Written exercise ▸
Pictures stay out of your copy, but everything else in the records below must be repeated exactly.

Data to use ▸
--------------------
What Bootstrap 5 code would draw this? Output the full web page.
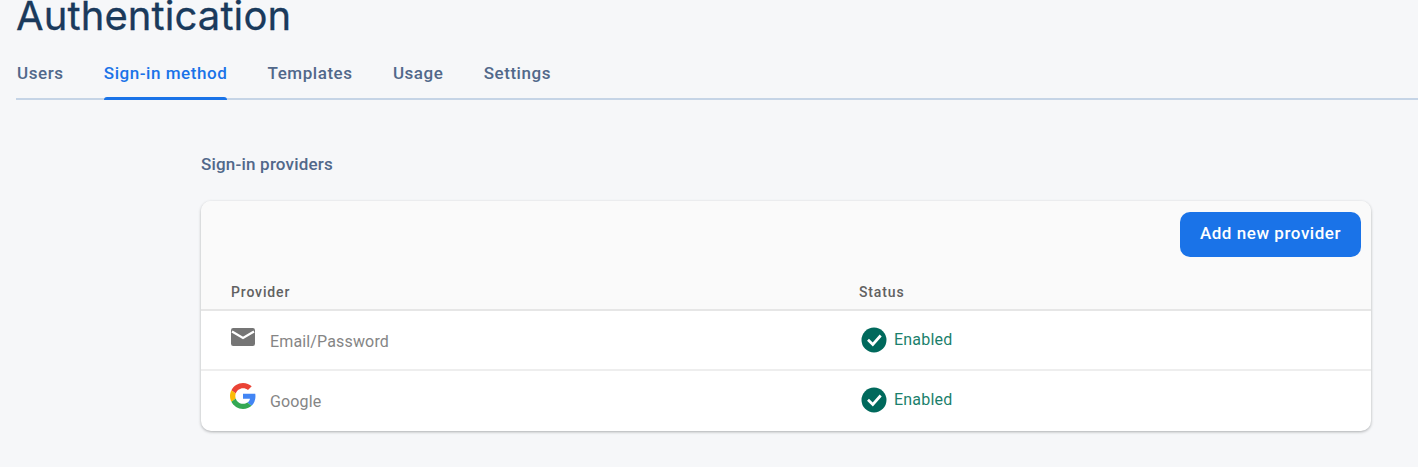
<!DOCTYPE html>
<html lang="en"><head><meta charset="utf-8"><title>Authentication</title>
<link href="https://cdn.jsdelivr.net/npm/bootstrap@5.3.0/dist/css/bootstrap.min.css" rel="stylesheet">
<style>
html,body{height:467px;overflow:hidden}
body{background:#f6f7f9;font-family:Roboto,sans-serif;color:#757575}
.page-head{padding:0 0 0 16px;height:100px}
.page-title{font-family:Inter,Roboto,sans-serif;font-weight:400;font-size:40px;line-height:44px;color:#1a3a5c;margin:-6px 0 0;letter-spacing:.1px;-webkit-text-stroke:.3px #1a3a5c;height:43px}
.tab-row{border-bottom:2px solid #c5d4e6;height:63px;gap:40.3px;list-style:none;margin:0;padding:0}
.tab-link{display:block;height:63px;padding-top:24px;font-size:17px;font-weight:500;line-height:24px;color:#51688a;letter-spacing:.55px;text-decoration:none;margin-left:1px}
.tab-row li+li .tab-link{margin-left:0}
.tab-link.is-current{color:#1a73e8;position:relative}
.tab-link.is-current::after{content:"";position:absolute;left:0;right:0;bottom:0;height:3px;background:#1a73e8;border-radius:3px 3px 0 0}
.providers-wrap{margin:0 47px 0 201px}
.section-label{font-size:17px;font-weight:500;line-height:24px;color:#51688a;margin:58px 0 25px;letter-spacing:.2px;height:24px}
.prov-card{border:0;border-radius:10px;height:230px;overflow:hidden;background:#fff;box-shadow:0 1px 3px rgba(60,64,67,.4)}
.prov-top{height:70px;background:#fafafa;padding:11px 10px 0 0}
.add-btn{background:#1a73e8;border:0;color:#fff;font-size:17px;font-weight:500;letter-spacing:.55px;height:45px;width:181px;border-radius:10px;padding:0 0 2px}
.prov-head{height:40px;background:#fafafa;border-bottom:2px solid #e6e6e6;font-size:14px;font-weight:500;letter-spacing:.85px;color:#616161;padding-top:5px}
.col-prov{width:658px;padding-left:30px;flex:none}
.prov-line{height:60px;border-bottom:2px solid #eeeeee;font-size:16px;color:#858585}
.prov-line:last-child{border-bottom-color:transparent}
.prov-label{padding-top:3px;letter-spacing:.15px}
.prov-icon{width:24px;height:24px;flex:none;margin-right:15px}
.google-mark{width:26px;height:26px;margin-left:-1px;margin-right:14px}
.status-on{color:#1b7f6c;font-size:16px;letter-spacing:.2px;gap:7px}
.status-on svg{flex:none;margin-left:2px}
</style></head>
<body>
<div class="page-head">
<h1 class="page-title">Authentication</h1>
<ul class="tab-row d-flex">
<li><a class="tab-link" href="#">Users</a></li>
<li><a class="tab-link is-current" href="#">Sign-in method</a></li>
<li><a class="tab-link" href="#">Templates</a></li>
<li><a class="tab-link" href="#">Usage</a></li>
<li><a class="tab-link" href="#">Settings</a></li>
</ul>
</div>
<div class="providers-wrap">
<div class="section-label">Sign-in providers</div>
<div class="card prov-card">
<div class="prov-top d-flex justify-content-end"><button class="btn add-btn" type="button">Add new provider</button></div>
<div class="prov-head d-flex align-items-center"><div class="col-prov">Provider</div><div>Status</div></div>
<div class="prov-line d-flex align-items-center">
<div class="col-prov d-flex align-items-center">
<svg class="prov-icon mb-1" viewBox="0 0 24 24"><path fill="#757575" d="M2.200 2h19.600A2.200 2.200 0 0 1 24 4.200v13.600a2.200 2.200 0 0 1-2.200 2.200H2.200A2.200 2.200 0 0 1 0 17.800V4.200A2.200 2.200 0 0 1 2.200 2z"/><path fill="none" stroke="#fff" stroke-width="2.200" d="M1 5.500l11 6.500 11-6.500"/></svg>
<span class="prov-label">Email/Password</span></div>
<div class="status-on d-flex align-items-center">
<svg width="26" height="26" viewBox="0 0 26 26"><circle cx="13" cy="13" r="12.500" fill="#00695c"/><path fill="none" stroke="#fff" stroke-width="2.700" d="M7 12.800l4.800 4.700 7.900-9"/></svg>
<span>Enabled</span></div>
</div>
<div class="prov-line d-flex align-items-center">
<div class="col-prov d-flex align-items-center">
<svg class="prov-icon google-mark mb-2" viewBox="0 0 48 48"><path fill="#ea4335" d="M24 9.500c3.500 0 6.700 1.200 9.200 3.600l6.900-6.900C35.900 2.400 30.500 0 24 0 14.600 0 6.500 5.400 2.600 13.200l8 6.200C12.400 13.700 17.700 9.500 24 9.500z"/><path fill="#4285f4" d="M47 24.500c0-1.600-.1-3.100-.4-4.500H24v9h12.900c-.6 3-2.200 5.500-4.800 7.200l7.700 6C44.300 38 47 31.800 47 24.500z"/><path fill="#fbbc05" d="M10.600 28.600c-.5-1.400-.8-3-.8-4.600s.3-3.200.8-4.600l-8-6.200C1 16.500 0 20.100 0 24s1 7.500 2.600 10.800z"/><path fill="#34a853" d="M24 48c6.500 0 11.900-2.100 15.800-5.800l-7.700-6c-2.100 1.400-4.900 2.300-8.100 2.300-6.300 0-11.600-4.200-13.400-9.900l-8 6.200C6.500 42.600 14.600 48 24 48z"/></svg>
<span class="prov-label">Google</span></div>
<div class="status-on d-flex align-items-center">
<svg width="26" height="26" viewBox="0 0 26 26"><circle cx="13" cy="13" r="12.500" fill="#00695c"/><path fill="none" stroke="#fff" stroke-width="2.700" d="M7 12.800l4.800 4.700 7.900-9"/></svg>
<span>Enabled</span></div>
</div>
</div>
</div>
</body></html>
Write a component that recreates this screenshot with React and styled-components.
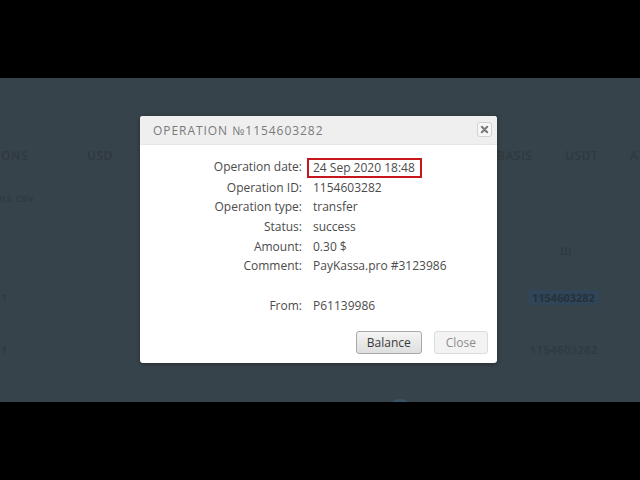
--------------------
Solution ▸
What Bootstrap 5 code would draw this? Output the full web page.
<!DOCTYPE html>
<html lang="en"><head><meta charset="utf-8"><title>Authentication</title>
<link href="https://cdn.jsdelivr.net/npm/bootstrap@5.3.0/dist/css/bootstrap.min.css" rel="stylesheet">
<style>
html,body{height:467px;overflow:hidden}
body{background:#f6f7f9;font-family:Roboto,sans-serif;color:#757575}
.page-head{padding:0 0 0 16px;height:100px}
.page-title{font-family:Inter,Roboto,sans-serif;font-weight:400;font-size:40px;line-height:44px;color:#1a3a5c;margin:-6px 0 0;letter-spacing:.1px;-webkit-text-stroke:.3px #1a3a5c;height:43px}
.tab-row{border-bottom:2px solid #c5d4e6;height:63px;gap:40.3px;list-style:none;margin:0;padding:0}
.tab-link{display:block;height:63px;padding-top:24px;font-size:17px;font-weight:500;line-height:24px;color:#51688a;letter-spacing:.55px;text-decoration:none;margin-left:1px}
.tab-row li+li .tab-link{margin-left:0}
.tab-link.is-current{color:#1a73e8;position:relative}
.tab-link.is-current::after{content:"";position:absolute;left:0;right:0;bottom:0;height:3px;background:#1a73e8;border-radius:3px 3px 0 0}
.providers-wrap{margin:0 47px 0 201px}
.section-label{font-size:17px;font-weight:500;line-height:24px;color:#51688a;margin:58px 0 25px;letter-spacing:.2px;height:24px}
.prov-card{border:0;border-radius:10px;height:230px;overflow:hidden;background:#fff;box-shadow:0 1px 3px rgba(60,64,67,.4)}
.prov-top{height:70px;background:#fafafa;padding:11px 10px 0 0}
.add-btn{background:#1a73e8;border:0;color:#fff;font-size:17px;font-weight:500;letter-spacing:.55px;height:45px;width:181px;border-radius:10px;padding:0 0 2px}
.prov-head{height:40px;background:#fafafa;border-bottom:2px solid #e6e6e6;font-size:14px;font-weight:500;letter-spacing:.85px;color:#616161;padding-top:5px}
.col-prov{width:658px;padding-left:30px;flex:none}
.prov-line{height:60px;border-bottom:2px solid #eeeeee;font-size:16px;color:#858585}
.prov-line:last-child{border-bottom-color:transparent}
.prov-label{padding-top:3px;letter-spacing:.15px}
.prov-icon{width:24px;height:24px;flex:none;margin-right:15px}
.google-mark{width:26px;height:26px;margin-left:-1px;margin-right:14px}
.status-on{color:#1b7f6c;font-size:16px;letter-spacing:.2px;gap:7px}
.status-on svg{flex:none;margin-left:2px}
</style></head>
<body>
<div class="page-head">
<h1 class="page-title">Authentication</h1>
<ul class="tab-row d-flex">
<li><a class="tab-link" href="#">Users</a></li>
<li><a class="tab-link is-current" href="#">Sign-in method</a></li>
<li><a class="tab-link" href="#">Templates</a></li>
<li><a class="tab-link" href="#">Usage</a></li>
<li><a class="tab-link" href="#">Settings</a></li>
</ul>
</div>
<div class="providers-wrap">
<div class="section-label">Sign-in providers</div>
<div class="card prov-card">
<div class="prov-top d-flex justify-content-end"><button class="btn add-btn" type="button">Add new provider</button></div>
<div class="prov-head d-flex align-items-center"><div class="col-prov">Provider</div><div>Status</div></div>
<div class="prov-line d-flex align-items-center">
<div class="col-prov d-flex align-items-center">
<svg class="prov-icon mb-1" viewBox="0 0 24 24"><path fill="#757575" d="M2.200 2h19.600A2.200 2.200 0 0 1 24 4.200v13.600a2.200 2.200 0 0 1-2.200 2.200H2.200A2.200 2.200 0 0 1 0 17.800V4.200A2.200 2.200 0 0 1 2.200 2z"/><path fill="none" stroke="#fff" stroke-width="2.200" d="M1 5.500l11 6.500 11-6.500"/></svg>
<span class="prov-label">Email/Password</span></div>
<div class="status-on d-flex align-items-center">
<svg width="26" height="26" viewBox="0 0 26 26"><circle cx="13" cy="13" r="12.500" fill="#00695c"/><path fill="none" stroke="#fff" stroke-width="2.700" d="M7 12.800l4.800 4.700 7.900-9"/></svg>
<span>Enabled</span></div>
</div>
<div class="prov-line d-flex align-items-center">
<div class="col-prov d-flex align-items-center">
<svg class="prov-icon google-mark mb-2" viewBox="0 0 48 48"><path fill="#ea4335" d="M24 9.500c3.500 0 6.700 1.200 9.200 3.600l6.900-6.900C35.900 2.400 30.500 0 24 0 14.600 0 6.500 5.400 2.600 13.200l8 6.200C12.400 13.700 17.700 9.500 24 9.500z"/><path fill="#4285f4" d="M47 24.500c0-1.600-.1-3.100-.4-4.500H24v9h12.900c-.6 3-2.200 5.500-4.800 7.200l7.700 6C44.300 38 47 31.800 47 24.500z"/><path fill="#fbbc05" d="M10.600 28.600c-.5-1.400-.8-3-.8-4.600s.3-3.200.8-4.600l-8-6.200C1 16.500 0 20.100 0 24s1 7.500 2.600 10.800z"/><path fill="#34a853" d="M24 48c6.500 0 11.900-2.100 15.800-5.800l-7.700-6c-2.100 1.400-4.900 2.300-8.100 2.300-6.300 0-11.600-4.200-13.400-9.900l-8 6.200C6.500 42.600 14.600 48 24 48z"/></svg>
<span class="prov-label">Google</span></div>
<div class="status-on d-flex align-items-center">
<svg width="26" height="26" viewBox="0 0 26 26"><circle cx="13" cy="13" r="12.500" fill="#00695c"/><path fill="none" stroke="#fff" stroke-width="2.700" d="M7 12.800l4.800 4.700 7.900-9"/></svg>
<span>Enabled</span></div>
</div>
</div>
</div>
</body></html>
Write a component that recreates this screenshot with React and styled-components.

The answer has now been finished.